━━ Given data
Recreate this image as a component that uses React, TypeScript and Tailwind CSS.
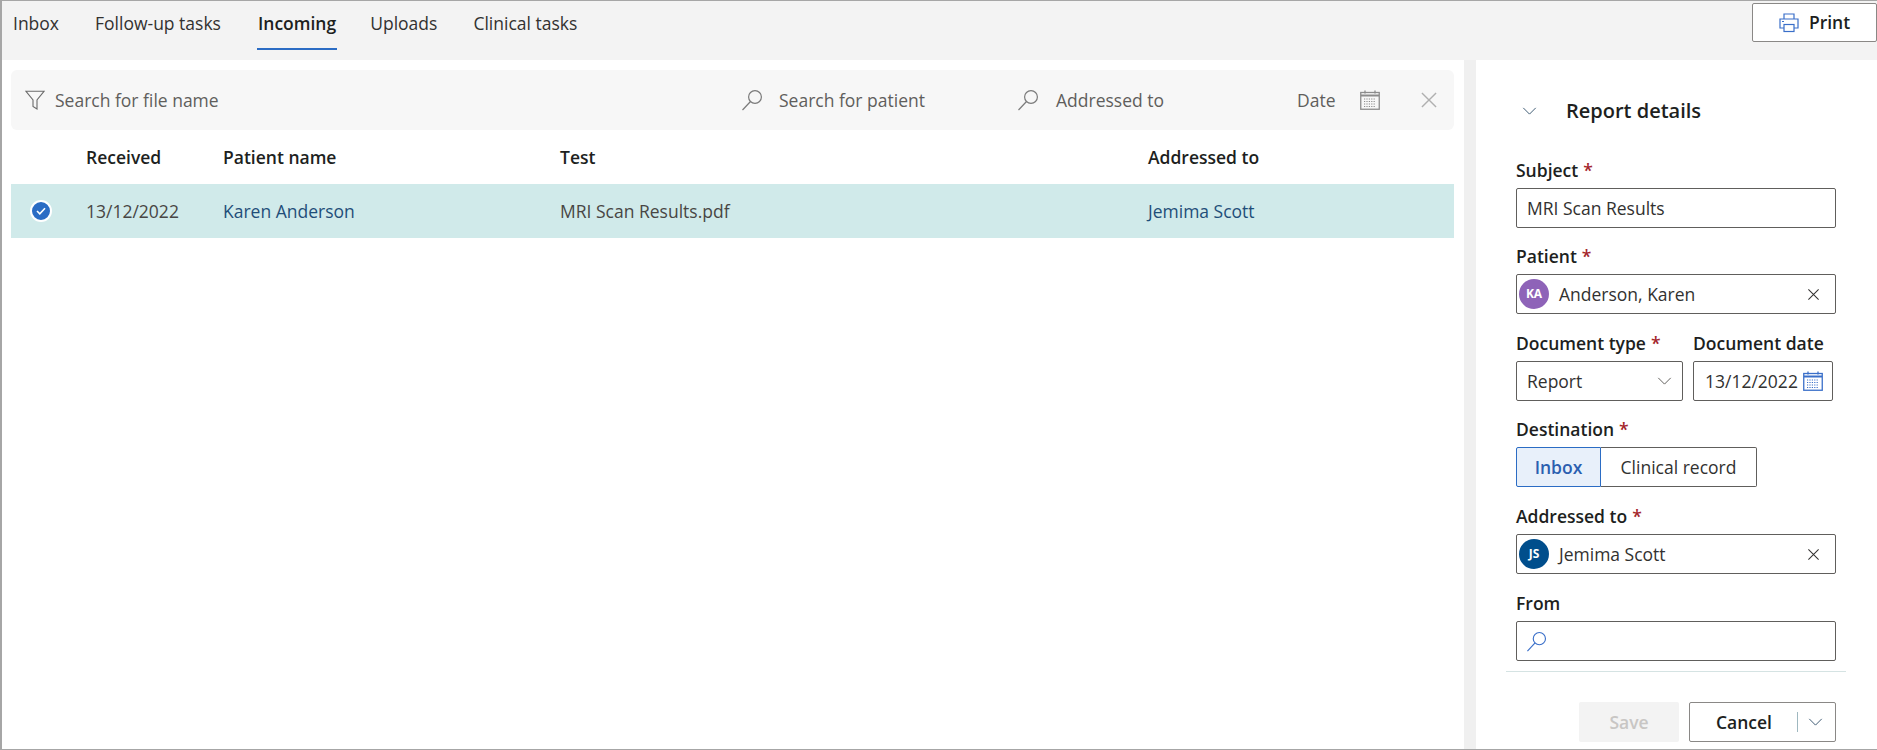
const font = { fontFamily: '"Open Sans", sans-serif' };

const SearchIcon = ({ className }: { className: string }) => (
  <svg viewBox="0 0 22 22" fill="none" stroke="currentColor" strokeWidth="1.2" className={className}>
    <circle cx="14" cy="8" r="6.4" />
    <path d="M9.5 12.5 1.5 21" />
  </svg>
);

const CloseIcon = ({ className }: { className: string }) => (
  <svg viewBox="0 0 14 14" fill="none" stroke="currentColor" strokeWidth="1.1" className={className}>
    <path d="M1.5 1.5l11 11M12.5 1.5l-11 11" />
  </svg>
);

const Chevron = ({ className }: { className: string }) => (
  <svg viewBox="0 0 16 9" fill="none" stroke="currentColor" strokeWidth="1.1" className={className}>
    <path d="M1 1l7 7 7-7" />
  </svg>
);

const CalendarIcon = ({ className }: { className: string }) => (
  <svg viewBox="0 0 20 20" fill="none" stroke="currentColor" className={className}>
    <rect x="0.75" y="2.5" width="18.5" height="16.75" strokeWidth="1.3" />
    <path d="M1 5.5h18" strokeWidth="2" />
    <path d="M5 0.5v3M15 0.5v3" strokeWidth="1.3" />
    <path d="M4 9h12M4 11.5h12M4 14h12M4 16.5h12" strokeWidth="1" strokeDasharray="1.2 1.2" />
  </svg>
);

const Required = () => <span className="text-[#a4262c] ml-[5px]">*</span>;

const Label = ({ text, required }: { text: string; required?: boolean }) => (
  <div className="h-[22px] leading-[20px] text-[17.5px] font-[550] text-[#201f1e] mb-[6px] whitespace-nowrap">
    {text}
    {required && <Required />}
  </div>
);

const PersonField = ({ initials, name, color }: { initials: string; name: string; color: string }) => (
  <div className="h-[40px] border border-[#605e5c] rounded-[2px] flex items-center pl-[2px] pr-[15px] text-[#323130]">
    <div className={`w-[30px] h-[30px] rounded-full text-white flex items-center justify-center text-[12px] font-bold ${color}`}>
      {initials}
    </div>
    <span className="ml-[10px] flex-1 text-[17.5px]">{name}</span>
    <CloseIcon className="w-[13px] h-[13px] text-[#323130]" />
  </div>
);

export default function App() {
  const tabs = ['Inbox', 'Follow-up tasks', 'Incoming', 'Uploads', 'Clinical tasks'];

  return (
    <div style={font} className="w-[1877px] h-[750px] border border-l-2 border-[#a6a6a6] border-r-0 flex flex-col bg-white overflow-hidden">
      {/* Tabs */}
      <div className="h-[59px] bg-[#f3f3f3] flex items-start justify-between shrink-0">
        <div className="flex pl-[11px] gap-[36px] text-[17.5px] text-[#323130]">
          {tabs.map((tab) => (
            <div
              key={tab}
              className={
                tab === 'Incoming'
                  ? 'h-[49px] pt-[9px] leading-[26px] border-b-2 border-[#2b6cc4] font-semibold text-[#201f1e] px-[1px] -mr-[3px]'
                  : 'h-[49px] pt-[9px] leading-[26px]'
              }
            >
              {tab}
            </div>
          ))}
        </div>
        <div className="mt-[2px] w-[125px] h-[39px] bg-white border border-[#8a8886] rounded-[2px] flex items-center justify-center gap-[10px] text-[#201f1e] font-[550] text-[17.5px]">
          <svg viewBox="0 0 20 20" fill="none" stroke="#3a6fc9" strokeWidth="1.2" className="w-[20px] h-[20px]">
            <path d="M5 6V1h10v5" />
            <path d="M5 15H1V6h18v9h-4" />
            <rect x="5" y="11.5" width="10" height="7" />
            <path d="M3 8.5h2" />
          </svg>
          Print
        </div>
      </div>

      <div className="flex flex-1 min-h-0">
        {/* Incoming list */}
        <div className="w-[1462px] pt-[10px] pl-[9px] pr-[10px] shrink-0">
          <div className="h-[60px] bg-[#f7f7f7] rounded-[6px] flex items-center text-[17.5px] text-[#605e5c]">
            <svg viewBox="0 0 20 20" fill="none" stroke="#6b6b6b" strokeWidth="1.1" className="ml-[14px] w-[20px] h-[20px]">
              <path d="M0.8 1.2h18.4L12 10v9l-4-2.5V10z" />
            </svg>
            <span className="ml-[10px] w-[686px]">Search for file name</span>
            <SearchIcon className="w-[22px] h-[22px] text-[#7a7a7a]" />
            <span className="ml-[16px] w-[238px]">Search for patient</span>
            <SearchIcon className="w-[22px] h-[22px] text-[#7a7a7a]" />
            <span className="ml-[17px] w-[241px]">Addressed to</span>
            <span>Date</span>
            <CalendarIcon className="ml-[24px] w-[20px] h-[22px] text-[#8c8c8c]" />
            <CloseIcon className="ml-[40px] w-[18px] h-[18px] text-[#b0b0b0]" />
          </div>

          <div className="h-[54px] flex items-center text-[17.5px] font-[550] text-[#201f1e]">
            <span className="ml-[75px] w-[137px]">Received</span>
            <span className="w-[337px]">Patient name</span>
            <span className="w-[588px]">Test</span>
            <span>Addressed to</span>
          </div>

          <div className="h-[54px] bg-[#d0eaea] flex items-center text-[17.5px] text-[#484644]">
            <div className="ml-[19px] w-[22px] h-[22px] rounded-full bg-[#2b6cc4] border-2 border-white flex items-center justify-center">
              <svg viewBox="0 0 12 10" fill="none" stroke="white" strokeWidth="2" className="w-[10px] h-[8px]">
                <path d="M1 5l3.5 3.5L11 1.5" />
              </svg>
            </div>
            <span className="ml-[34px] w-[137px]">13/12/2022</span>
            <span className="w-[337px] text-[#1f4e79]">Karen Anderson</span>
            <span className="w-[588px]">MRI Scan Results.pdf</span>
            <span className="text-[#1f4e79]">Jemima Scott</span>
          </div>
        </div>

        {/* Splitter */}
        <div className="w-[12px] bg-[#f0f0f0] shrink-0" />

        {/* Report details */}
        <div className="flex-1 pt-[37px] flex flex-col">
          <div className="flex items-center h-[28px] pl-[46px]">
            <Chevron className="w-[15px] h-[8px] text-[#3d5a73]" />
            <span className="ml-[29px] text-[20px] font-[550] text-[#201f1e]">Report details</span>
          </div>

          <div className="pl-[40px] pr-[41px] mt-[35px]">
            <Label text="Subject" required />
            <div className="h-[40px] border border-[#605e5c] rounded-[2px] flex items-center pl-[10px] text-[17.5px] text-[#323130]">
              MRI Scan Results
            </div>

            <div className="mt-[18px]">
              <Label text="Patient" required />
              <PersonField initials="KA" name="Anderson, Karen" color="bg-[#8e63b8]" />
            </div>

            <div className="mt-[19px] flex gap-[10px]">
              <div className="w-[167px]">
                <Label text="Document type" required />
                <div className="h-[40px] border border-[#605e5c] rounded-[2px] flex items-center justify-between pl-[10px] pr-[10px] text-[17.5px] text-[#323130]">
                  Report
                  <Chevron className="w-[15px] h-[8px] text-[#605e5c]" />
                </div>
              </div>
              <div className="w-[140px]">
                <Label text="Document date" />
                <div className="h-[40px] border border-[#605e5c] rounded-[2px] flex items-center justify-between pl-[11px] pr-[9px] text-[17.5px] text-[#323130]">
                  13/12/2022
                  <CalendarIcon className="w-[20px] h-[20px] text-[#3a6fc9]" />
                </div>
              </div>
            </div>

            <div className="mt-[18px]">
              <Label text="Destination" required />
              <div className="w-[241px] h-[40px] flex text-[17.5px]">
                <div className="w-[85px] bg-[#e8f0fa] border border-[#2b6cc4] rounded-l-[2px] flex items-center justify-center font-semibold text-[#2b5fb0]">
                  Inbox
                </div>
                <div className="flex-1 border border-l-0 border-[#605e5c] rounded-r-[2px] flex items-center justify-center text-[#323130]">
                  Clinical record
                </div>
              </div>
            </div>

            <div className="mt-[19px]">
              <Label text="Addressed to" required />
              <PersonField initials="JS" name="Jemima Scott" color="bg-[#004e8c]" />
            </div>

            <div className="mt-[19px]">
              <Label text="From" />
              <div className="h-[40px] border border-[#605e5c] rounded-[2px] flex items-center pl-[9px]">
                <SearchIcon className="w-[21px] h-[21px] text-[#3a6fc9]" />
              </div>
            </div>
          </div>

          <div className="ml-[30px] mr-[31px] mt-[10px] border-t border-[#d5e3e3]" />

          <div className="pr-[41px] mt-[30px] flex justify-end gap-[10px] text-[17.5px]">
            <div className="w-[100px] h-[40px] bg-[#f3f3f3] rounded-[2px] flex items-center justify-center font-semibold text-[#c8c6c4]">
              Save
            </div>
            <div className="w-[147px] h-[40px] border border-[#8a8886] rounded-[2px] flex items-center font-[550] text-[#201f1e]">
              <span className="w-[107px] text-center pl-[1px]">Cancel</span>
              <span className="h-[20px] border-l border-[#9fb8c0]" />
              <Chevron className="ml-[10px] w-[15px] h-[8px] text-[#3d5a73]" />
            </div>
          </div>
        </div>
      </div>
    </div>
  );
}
━━━━
Stated task: Skip every picture and return the lines above from the top through the one that contains "const Required = ()".

The answer:
Recreate this image as a component that uses React, TypeScript and Tailwind CSS.
const font = { fontFamily: '"Open Sans", sans-serif' };

const SearchIcon = ({ className }: { className: string }) => (
  <svg viewBox="0 0 22 22" fill="none" stroke="currentColor" strokeWidth="1.2" className={className}>
    <circle cx="14" cy="8" r="6.4" />
    <path d="M9.5 12.5 1.5 21" />
  </svg>
);

const CloseIcon = ({ className }: { className: string }) => (
  <svg viewBox="0 0 14 14" fill="none" stroke="currentColor" strokeWidth="1.1" className={className}>
    <path d="M1.5 1.5l11 11M12.5 1.5l-11 11" />
  </svg>
);

const Chevron = ({ className }: { className: string }) => (
  <svg viewBox="0 0 16 9" fill="none" stroke="currentColor" strokeWidth="1.1" className={className}>
    <path d="M1 1l7 7 7-7" />
  </svg>
);

const CalendarIcon = ({ className }: { className: string }) => (
  <svg viewBox="0 0 20 20" fill="none" stroke="currentColor" className={className}>
    <rect x="0.75" y="2.5" width="18.5" height="16.75" strokeWidth="1.3" />
    <path d="M1 5.5h18" strokeWidth="2" />
    <path d="M5 0.5v3M15 0.5v3" strokeWidth="1.3" />
    <path d="M4 9h12M4 11.5h12M4 14h12M4 16.5h12" strokeWidth="1" strokeDasharray="1.2 1.2" />
  </svg>
);

const Required = () => <span className="text-[#a4262c] ml-[5px]">*</span>;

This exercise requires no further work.